In particular, what’s missing is an estimate of the impact of increased private sector energy generation on Eskom’s revenue and finances. Since Eskom is the main expenditure pressure and risk, this is a remarkable omission.
The monster in the room remains Eskom’s debt. It is now a matter verging on a national disgrace that a feasible consensus plan has still not been tabled to address it.
But Eskom is not an isolated case. There are other examples of the failure of the government to act decisively and convincingly when necessary. One of the best examples of state failure on policy and public finances is the Road Accident Fund. Its accumulated liabilities have been accelerating dramatically in recent years. It was obvious that a rapid, decisive intervention was required. Yet that still has not happened. In the interim, the fund’s liabilities have risen from R180 billion in 2016/17 to a projected R593 billion in 2022/23.

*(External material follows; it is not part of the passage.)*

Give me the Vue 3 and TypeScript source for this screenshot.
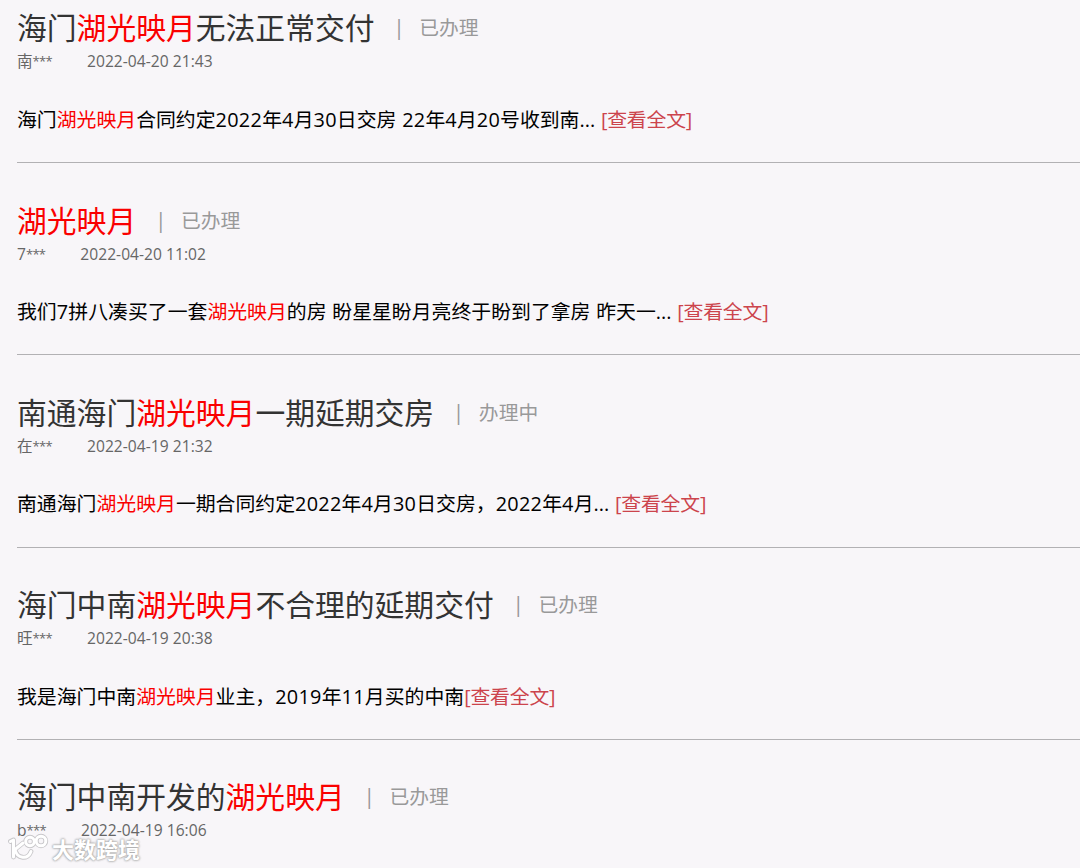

Other than the failure to table a convincing plan for Eskom, the treasury repeatedly refers to “structural reforms”. This is facile, recycled rhetoric, a smokescreen for recycled economic policy proposals.
To the extent that there is any substance to the treasury’s version, it emphasises the regulation of various sectors of the economy. Yet its proposals are outdated and dubious. They are also inadequately substantiated and contradicted by the available evidence.
For example, the failed regulatory structure in electricity has contributed, and continues to contribute, to the Eskom crisis. Treasury, however, wants to replicate that model in transport and water. This isn’t the “evidence-based policy” and a “learning developmental state” that the minister of finance and various economic advisors continually pontificate about. Rather it’s the transplanting of ideas of past eras that are pushed by ideological and vested interests.
It is almost two years since Cyril Ramaphosa took over as president of the country and evidence is mounting that the parts of the state being relied on to steer the country out of a potential fiscal and economic crisis – the national treasury and the presidency – lack the intellectual capacity or political savvy required.